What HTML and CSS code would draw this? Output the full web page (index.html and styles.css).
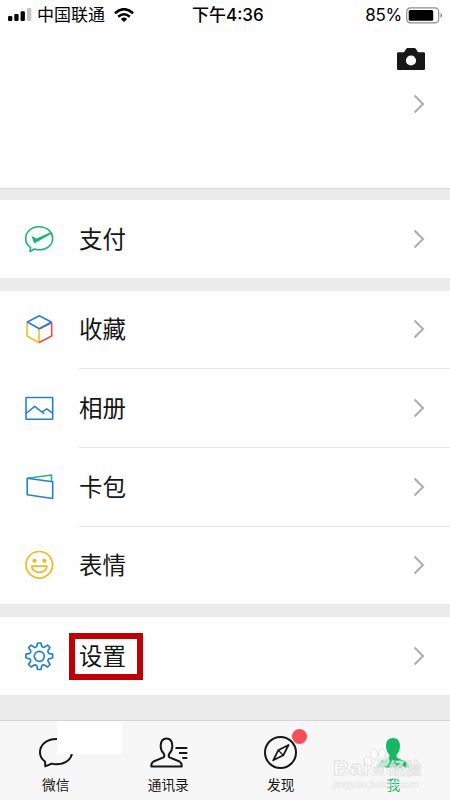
FILE: index.html
```html
<!DOCTYPE html>
<html lang="zh-CN">
<head>
<meta charset="utf-8">
<title>我</title>
<link rel="stylesheet" href="styles.css">
</head>
<body>
<div class="phone">
  <header class="top">
    <div class="status">
      <div class="status-left">
        <svg class="signal" width="24" height="14" viewBox="0 0 24 14"><rect x="0" y="8" width="4.3" height="5" rx="1.2"/><rect x="6.3" y="6" width="4.3" height="7" rx="1.2"/><rect x="12.6" y="3.3" width="4.3" height="9.7" rx="1.2"/><rect x="19" y="0" width="4.3" height="13" rx="1.2" fill="#c4c4c4"/></svg>
        <span class="carrier">中国联通</span>
        <svg class="wifi" width="20" height="14" viewBox="0 0 20 14"><g fill="none" stroke="#000" stroke-width="2.5"><path d="M.9 5.2Q10-2.8 19.1 5.2"/><path d="M4.2 8.8Q10 3.7 15.8 8.8"/></g><path d="M6.8 10.9Q10 8 13.2 10.9L10 14Z"/></svg>
      </div>
      <div class="clock">下午4:36</div>
      <div class="status-right">
        <span class="percent">85%</span>
        <svg width="37" height="17" viewBox="0 0 37 17"><rect x=".7" y=".9" width="32" height="15" rx="3.8" fill="none" stroke="#8d8d8d" stroke-width="1.2"/><rect x="2.7" y="3" width="24.5" height="10.8" rx="1.5"/><path d="M34.600 5.800q2.800 2.600 0 5.200z" fill="#777"/></svg>
      </div>
    </div>
    <div class="camera"><svg width="30" height="24" viewBox="0 0 30 24"><path fill="#181818" fill-rule="evenodd" d="M2.200 5.300H8L10.200 1.700Q10.700 1 11.500 1h7Q19.300 1 19.800 1.700L22 5.300h5.800Q29 5.300 29 6.500v15.200Q29 23 27.800 23H2.200Q1 23 1 21.700V6.500Q1 5.300 2.200 5.300ZM15 8.400a5.100 5.100 0 1 0 0 10.200a5.100 5.100 0 0 0 0-10.200Z"/></svg></div>
    <div class="profile"><svg class="arrow" viewBox="0 0 12 20"><path d="M1.500 1.500 10 10l-8.500 8.500"/></svg></div>
  </header>

  <main class="menu">
    <section class="group">
      <div class="row">
        <svg class="icon" viewBox="0 0 30 30"><path d="M6.500 23.500C3.300 21.300 1.700 18.300 1.700 14.700 1.700 7.500 7.600 2.700 15.200 2.700S28.600 7.700 28.600 14.400 22.700 25.800 15.200 25.800Q12.500 25.800 10.500 25L6 27.500Z" fill="none" stroke="#1db575" stroke-width="1.600" stroke-linejoin="round"/><path d="M7.400 11.700 12.500 14.600 27 8 28 9.500 11.200 19Q10.200 19.500 9.800 18.500Z" fill="#1db575"/></svg>
        <span class="label">支付</span>
        <svg class="arrow" viewBox="0 0 12 20"><path d="M1.500 1.500 10 10l-8.500 8.500"/></svg>
      </div>
    </section>
    <section class="group">
      <div class="row">
        <svg class="icon" viewBox="0 0 30 30"><g fill="none" stroke-width="1.600" stroke-linecap="round" stroke-linejoin="round"><path stroke="#edbd27" d="M3 8.700V22L15 28.700V15.200"/><path stroke="#e75155" d="M15.600 28.300 27.700 22V8.700L16.200 14.500"/><path stroke="#2b7fc8" d="M3.400 8 15.300 1.700 27.300 8 15.300 14.700Z"/></g></svg>
        <span class="label">收藏</span>
        <svg class="arrow" viewBox="0 0 12 20"><path d="M1.500 1.500 10 10l-8.500 8.500"/></svg>
      </div>
      <div class="row">
        <svg class="icon" viewBox="0 0 30 30"><g fill="none" stroke="#2482cb" stroke-width="1.600" stroke-linejoin="round"><rect x="2" y="4.500" width="26.700" height="21.700" rx=".5"/><path d="M2 20.500 10.700 13.300 19 19.800 20 21M18.200 18.800 22.700 15.800 28.500 20.200"/></g></svg>
        <span class="label">相册</span>
        <svg class="arrow" viewBox="0 0 12 20"><path d="M1.500 1.500 10 10l-8.500 8.500"/></svg>
      </div>
      <div class="row">
        <svg class="icon" viewBox="0 0 30 30"><g fill="none" stroke-width="1.600" stroke-linejoin="round"><path stroke="#28b77a" d="M4 6.300 27.500 3V9"/><path stroke="#2482cb" d="M3.200 6.300 28.700 9.800V26.500L3.200 22.700Z"/></g></svg>
        <span class="label">卡包</span>
        <svg class="arrow" viewBox="0 0 12 20"><path d="M1.500 1.500 10 10l-8.500 8.500"/></svg>
      </div>
      <div class="row">
        <svg class="icon" viewBox="0 0 30 30"><g fill="none" stroke="#e9bd25" stroke-width="1.700"><circle cx="15.300" cy="14.800" r="13.300"/><path stroke-linejoin="round" d="M7.700 16.200H23Q22.300 22.300 15.300 22.300T7.700 16.200Z"/></g><circle cx="10.500" cy="10.800" r="2.100" fill="#e9bd25"/><circle cx="20.300" cy="10.800" r="2.100" fill="#e9bd25"/></svg>
        <span class="label">表情</span>
        <svg class="arrow" viewBox="0 0 12 20"><path d="M1.500 1.500 10 10l-8.500 8.500"/></svg>
      </div>
    </section>
    <section class="group">
      <div class="row">
        <svg class="icon" viewBox="0 0 30 30"><g fill="none" stroke="#2482cb" stroke-width="1.700" stroke-linejoin="round"><circle cx="15.300" cy="15.300" r="5"/><path d="M13.600 2h3.400l.8 3.500q1.200 1.200 2.700.6l3-2 2.500 2.500-2 3q-.5 1.600.7 2.700l3.900.9v3.800l-3.900.8q-1.200 1.200-.6 2.700l2 3-2.600 2.500-3-2q-1.500-.6-2.700.6L17 28.500h-3.400l-.8-3.900q-1.200-1.200-2.700-.6l-3 2-2.600-2.500 2-3q.6-1.500-.6-2.700L2 17v-3.800l3.900-.9q1.200-1.100.7-2.700l-2-3L7.100 4.100l3 2q1.500.6 2.700-.6Z"/></g></svg>
        <span class="label marked">设置</span>
        <svg class="arrow" viewBox="0 0 12 20"><path d="M1.500 1.500 10 10l-8.500 8.500"/></svg>
      </div>
    </section>
  </main>

  <nav class="tabs">
    <div class="tab">
      <svg viewBox="0 0 40 34"><path d="M9 26.500C5.800 24.300 4 21 4 17.200 4 9.600 11 4 20 4s16 5.500 16 13-7.100 12.300-16 12.300q-2.300 0-4.300-.7L9.300 31.300Z" fill="none" stroke="#161616" stroke-width="2" stroke-linejoin="round"/></svg>
      <span>微信</span>
      <i class="patch"></i>
    </div>
    <div class="tab">
      <svg viewBox="0 0 40 34"><g fill="none" stroke="#161616" stroke-width="2"><path stroke-linejoin="round" d="M14.500 22.400Q16 21 14.800 18.800Q11.400 15.200 11.700 10.500Q12 3.500 17.500 3.500T23.300 10.500Q23.600 15.200 20.300 18.800Q19 21 20.500 22.400L30.500 26.500Q33 28 32.700 31.500H2.300Q2 28 4.500 26.500Z"/><path d="M26.500 13H38.300M30 18H38.300M33.300 23H38.300"/></g></svg>
      <span>通讯录</span>
    </div>
    <div class="tab">
      <svg viewBox="0 0 40 34"><circle cx="19.500" cy="17.500" r="15.500" fill="none" stroke="#161616" stroke-width="2"/><path d="M27.500 10 22.300 20.300 12.200 25.300 17.200 15.300Z" fill="none" stroke="#161616" stroke-width="1.800" stroke-linejoin="round"/><path d="m17.200 15.300 5.100 5" stroke="#161616" stroke-width="1.200"/></svg>
      <span>发现</span>
      <i class="dot"></i>
    </div>
    <div class="tab active">
      <svg viewBox="0 0 40 34"><path fill="#16b864" d="M19 3C14.300 3 12 6 12 11Q12 16 15.200 19.500Q16.200 22.300 13.700 23.400L7.300 26Q3.300 28 3 32.500H35Q34.700 28 30.700 26L24.300 23.400Q21.800 22.300 22.800 19.500Q26 16 26 11C26 6 23.700 3 19 3Z"/></svg>
      <span>我</span>
    </div>
    <div class="watermark">
      <svg class="brand" width="92" height="34" viewBox="0 0 92 34"><g fill="#fff" fill-opacity=".7" stroke="#d6d6d6" stroke-opacity=".75" stroke-width=".8"><text class="latin" x="0" y="27" textLength="36" lengthAdjust="spacingAndGlyphs">Bai</text><ellipse cx="35" cy="13" rx="3.500" ry="4.800" transform="rotate(-20 35 13)"/><ellipse cx="41" cy="6" rx="3.500" ry="5"/><ellipse cx="49" cy="6" rx="3.500" ry="5"/><ellipse cx="53" cy="14" rx="3.200" ry="4.300" transform="rotate(20 53 14)"/><path d="M45 12C40 12 41 16 38 19 35 23 37 28 41 27Q45 26 49 27C54 28 56 23 52 19 49 16 50 12 45 12Z"/><text class="du" x="39" y="25">du</text><text class="han" x="56" y="26">经验</text></g></svg>
      <span class="site">jingyan.baidu.com</span>
    </div>
  </nav>
</div>
</body>
</html>
```
FILE: styles.css
```css
* { box-sizing: border-box; }
body {
  margin: 0;
  background: #ebebeb;
  color: #161616;
  font-family: "Liberation Sans", "Noto Sans CJK SC", sans-serif;
}
svg { display: block; flex: none; }
.phone {
  width: 450px;
  height: 800px;
  display: flex;
  flex-direction: column;
  overflow: hidden;
}
.top {
  height: 189px;
  background: #fefefe;
  border-bottom: 1px solid #d9d9d9;
}
.status {
  height: 30px;
  display: grid;
  grid-template-columns: 184px auto 1fr;
  align-items: center;
  padding: 0 7px 0 8px;
  font-family: Inter, "Noto Sans CJK SC", sans-serif;
  font-size: 17px;
  line-height: 28px;
  color: #000;
}
.status-left, .status-right { display: flex; align-items: center; }
.status-left { gap: 5px; }
.carrier { font-size: 17px; }
.wifi { margin-left: 4px; }
.clock { font-size: 17px; font-weight: 500; }
.status-right { justify-content: flex-end; gap: 4px; }
.percent { letter-spacing: -.3px; }
.camera {
  display: flex;
  justify-content: flex-end;
  padding: 17px 24px 0 0;
}
.profile {
  display: flex;
  justify-content: flex-end;
  padding: 23px 25px 0 0;
}
.arrow {
  width: 12px;
  height: 20px;
  fill: none;
  stroke: #adadad;
  stroke-width: 2;
}
.menu {
  display: flex;
  flex-direction: column;
  gap: 13px;
  padding-top: 11px;
}
.group { background: #fefefe; }
.row {
  height: 77.500px;
  display: flex;
  align-items: center;
  padding: 0 25px 0 24px;
  position: relative;
}
.row + .row {
  height: 78.800px;
  padding-top: 1px;
}
.row + .row::before {
  content: "";
  position: absolute;
  left: 79px;
  right: 0;
  top: 0;
  border-top: 1px solid #e6e6e6;
}
.icon { width: 30px; height: 30px; }
.label {
  margin-left: 25px;
  padding-top: 2px;
  font-size: 23.500px;
  line-height: 36px;
}
.row .arrow { margin-left: auto; }
.label.marked {
  margin-left: 15px;
  padding: 1px 11px 0 4px;
  border: 6px solid #bd0207;
  height: 47px;
  line-height: 34px;
}
.tabs {
  position: relative;
  margin-top: auto;
  height: 80px;
  display: grid;
  grid-template-columns: repeat(4, 1fr);
  background: #f7f7f7;
  border-top: 1px solid #d5d5d5;
}
.tab {
  position: relative;
  display: flex;
  flex-direction: column;
  align-items: center;
  padding-top: 14px;
  font-size: 13.700px;
  line-height: 20px;
}
.tab svg { width: 40px; height: 34px; margin-bottom: 7px; }
.tab span { margin-right: 1px; }
.active { color: #16b864; }
.patch {
  position: absolute;
  left: 57px;
  top: 0;
  width: 65px;
  height: 33px;
  background: #fff;
}
.dot {
  position: absolute;
  left: 67px;
  top: 8px;
  width: 15px;
  height: 15px;
  border-radius: 50%;
  background: #f64f59;
}
.watermark {
  position: absolute;
  left: 333px;
  top: 27px;
  width: 92px;
}
.latin { font: bold 21px "Liberation Sans", sans-serif; }
.du { font: bold 10px "Liberation Sans", sans-serif; }
.han { font: bold 16px "Noto Sans CJK SC", sans-serif; }
.site {
  display: block;
  font-size: 10.700px;
  line-height: 12px;
  color: rgba(255, 255, 255, .6);
  margin-top: -4px;
  text-shadow: 0 0 1px rgba(190, 190, 190, .7);
}
```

+++

What is the number of lines in this listing that contain the word "styles"? Answer with that number and nothing else.

* **Exercise result**
3